Paraguay’s law on carbon credits establishes general procedures for issuing and monetizing carbon credits under voluntary schemes, along with provisions for international transfers. It also mandates the creation of a carbon credits registry and outlines penalties for non-compliance. The carbon credits registry, situated under the Ministry of the Environment and Sustainable Development [Ministerio del Ambiente y Desarrollo Sostenible (MADES)], serves to record data related to any mitigation project aiming to acquire carbon credits within the voluntary market. Participation in the voluntary carbon market, as per the law's provisions, requires demonstrating registration of carbon credits in the carbon credits registry.

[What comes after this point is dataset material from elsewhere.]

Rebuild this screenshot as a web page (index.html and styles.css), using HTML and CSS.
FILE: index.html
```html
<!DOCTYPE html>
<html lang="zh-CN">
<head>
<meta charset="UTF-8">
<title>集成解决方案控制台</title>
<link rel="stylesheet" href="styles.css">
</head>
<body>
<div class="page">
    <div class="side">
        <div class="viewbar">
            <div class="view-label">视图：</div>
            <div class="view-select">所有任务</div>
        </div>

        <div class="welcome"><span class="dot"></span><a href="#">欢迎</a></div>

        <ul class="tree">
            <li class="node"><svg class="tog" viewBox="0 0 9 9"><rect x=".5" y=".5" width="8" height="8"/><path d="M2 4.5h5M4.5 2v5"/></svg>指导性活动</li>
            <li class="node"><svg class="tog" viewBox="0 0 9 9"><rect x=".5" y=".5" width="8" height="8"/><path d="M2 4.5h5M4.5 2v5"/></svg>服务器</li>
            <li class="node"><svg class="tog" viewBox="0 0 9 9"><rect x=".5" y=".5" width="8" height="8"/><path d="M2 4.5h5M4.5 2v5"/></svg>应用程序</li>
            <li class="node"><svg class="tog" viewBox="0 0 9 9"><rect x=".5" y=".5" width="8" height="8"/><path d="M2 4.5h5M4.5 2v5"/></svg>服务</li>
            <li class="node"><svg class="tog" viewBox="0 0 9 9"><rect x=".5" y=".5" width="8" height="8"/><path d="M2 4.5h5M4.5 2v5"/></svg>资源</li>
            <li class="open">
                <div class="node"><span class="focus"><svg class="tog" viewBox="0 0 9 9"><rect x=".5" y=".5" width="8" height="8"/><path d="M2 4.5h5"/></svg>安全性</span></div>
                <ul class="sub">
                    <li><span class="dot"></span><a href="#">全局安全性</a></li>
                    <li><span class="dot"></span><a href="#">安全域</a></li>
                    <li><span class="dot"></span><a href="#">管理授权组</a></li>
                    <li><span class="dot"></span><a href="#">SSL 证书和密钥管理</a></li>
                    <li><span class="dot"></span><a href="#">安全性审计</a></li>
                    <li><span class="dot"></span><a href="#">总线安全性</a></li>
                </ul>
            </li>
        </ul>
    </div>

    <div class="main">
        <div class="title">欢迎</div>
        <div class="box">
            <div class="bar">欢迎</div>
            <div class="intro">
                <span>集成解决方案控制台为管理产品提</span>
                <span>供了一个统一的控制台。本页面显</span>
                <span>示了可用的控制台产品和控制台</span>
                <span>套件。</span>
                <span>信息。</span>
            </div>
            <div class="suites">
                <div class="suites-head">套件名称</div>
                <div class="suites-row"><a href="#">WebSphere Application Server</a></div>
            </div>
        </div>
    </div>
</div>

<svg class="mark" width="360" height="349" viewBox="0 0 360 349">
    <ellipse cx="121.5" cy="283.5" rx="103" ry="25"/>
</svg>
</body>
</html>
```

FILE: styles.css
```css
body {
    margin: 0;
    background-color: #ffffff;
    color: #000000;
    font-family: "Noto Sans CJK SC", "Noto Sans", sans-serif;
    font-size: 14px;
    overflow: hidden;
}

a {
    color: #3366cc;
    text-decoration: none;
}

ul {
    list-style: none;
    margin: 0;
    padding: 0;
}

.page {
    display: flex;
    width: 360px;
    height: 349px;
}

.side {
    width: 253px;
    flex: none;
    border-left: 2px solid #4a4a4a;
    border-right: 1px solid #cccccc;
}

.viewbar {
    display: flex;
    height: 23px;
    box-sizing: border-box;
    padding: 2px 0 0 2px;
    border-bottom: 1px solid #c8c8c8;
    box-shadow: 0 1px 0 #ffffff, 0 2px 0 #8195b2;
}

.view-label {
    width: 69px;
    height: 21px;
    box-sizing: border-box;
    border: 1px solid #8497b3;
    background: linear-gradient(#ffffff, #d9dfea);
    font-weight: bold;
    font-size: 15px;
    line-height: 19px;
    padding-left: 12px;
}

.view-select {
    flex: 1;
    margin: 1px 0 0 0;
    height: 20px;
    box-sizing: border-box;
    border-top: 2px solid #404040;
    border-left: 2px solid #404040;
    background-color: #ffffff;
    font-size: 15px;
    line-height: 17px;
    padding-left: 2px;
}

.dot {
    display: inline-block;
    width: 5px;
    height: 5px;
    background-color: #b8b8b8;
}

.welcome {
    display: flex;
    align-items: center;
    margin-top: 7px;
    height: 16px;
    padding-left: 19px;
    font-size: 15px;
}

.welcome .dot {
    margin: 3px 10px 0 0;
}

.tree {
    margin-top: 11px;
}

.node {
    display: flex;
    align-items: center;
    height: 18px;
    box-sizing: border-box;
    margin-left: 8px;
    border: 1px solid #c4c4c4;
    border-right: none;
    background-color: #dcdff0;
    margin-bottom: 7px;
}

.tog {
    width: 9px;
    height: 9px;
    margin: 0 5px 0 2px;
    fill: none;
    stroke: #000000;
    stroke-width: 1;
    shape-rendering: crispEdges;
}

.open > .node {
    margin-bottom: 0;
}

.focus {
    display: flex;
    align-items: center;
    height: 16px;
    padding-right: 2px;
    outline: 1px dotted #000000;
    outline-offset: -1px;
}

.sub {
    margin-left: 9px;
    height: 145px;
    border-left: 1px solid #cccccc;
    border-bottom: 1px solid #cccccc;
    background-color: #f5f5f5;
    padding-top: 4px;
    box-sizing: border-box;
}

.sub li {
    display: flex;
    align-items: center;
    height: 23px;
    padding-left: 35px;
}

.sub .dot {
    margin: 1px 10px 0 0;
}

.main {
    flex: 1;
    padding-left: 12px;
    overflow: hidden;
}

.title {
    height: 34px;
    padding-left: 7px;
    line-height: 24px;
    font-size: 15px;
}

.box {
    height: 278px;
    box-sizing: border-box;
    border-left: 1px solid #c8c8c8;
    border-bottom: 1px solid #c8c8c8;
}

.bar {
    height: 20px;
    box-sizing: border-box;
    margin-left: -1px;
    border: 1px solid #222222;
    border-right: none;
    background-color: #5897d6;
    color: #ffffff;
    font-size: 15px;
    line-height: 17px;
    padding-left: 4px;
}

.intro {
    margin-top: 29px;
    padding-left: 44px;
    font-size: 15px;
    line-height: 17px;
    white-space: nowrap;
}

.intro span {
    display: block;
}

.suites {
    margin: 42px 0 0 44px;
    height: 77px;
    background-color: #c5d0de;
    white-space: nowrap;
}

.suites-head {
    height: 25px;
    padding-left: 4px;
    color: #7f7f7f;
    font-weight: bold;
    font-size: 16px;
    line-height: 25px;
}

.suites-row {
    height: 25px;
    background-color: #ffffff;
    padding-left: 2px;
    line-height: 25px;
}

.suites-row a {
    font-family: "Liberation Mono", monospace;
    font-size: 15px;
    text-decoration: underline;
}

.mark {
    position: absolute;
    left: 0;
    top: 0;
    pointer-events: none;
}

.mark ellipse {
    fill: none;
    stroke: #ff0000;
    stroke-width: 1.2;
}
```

Projects must demonstrate additionality, regardless of their origin, which may come from the following sectors:
- Forestry and land use;
- Agriculture and livestock;
- Waste;
- Energy;
- Transportation;
- Industrial processes and product use (IPPU);
- Others deemed applicable by the implementing authority.
Further Considerations
- The law allows registration of carbon credits in other public or private, national, foreign, or international registries if needed by the holder.
- Transfer of carbon credits is exempt from Value Added Tax.
- Paraguayan labour must constitute at least 50% of actual participation in each project, including technical professionals.
- Administrative fees can be up to 500 minimum daily wages. Given that one minimum daily wage is equivalent to PYG 103,091, 500 minimum daily wages amount to PYG 51,545,500 (approximately USD 6.87, exchange rate of 1 USD = PYG 7,507.73 as of May 21, 2024).
- To ensure compliance with the country’s nationally determined contributions (NDC), carbon credit holders must retain and not transfer a percentage of such credits derived from the same project, ranging from 3% to a maximum of 10% as determined by the implementing authority.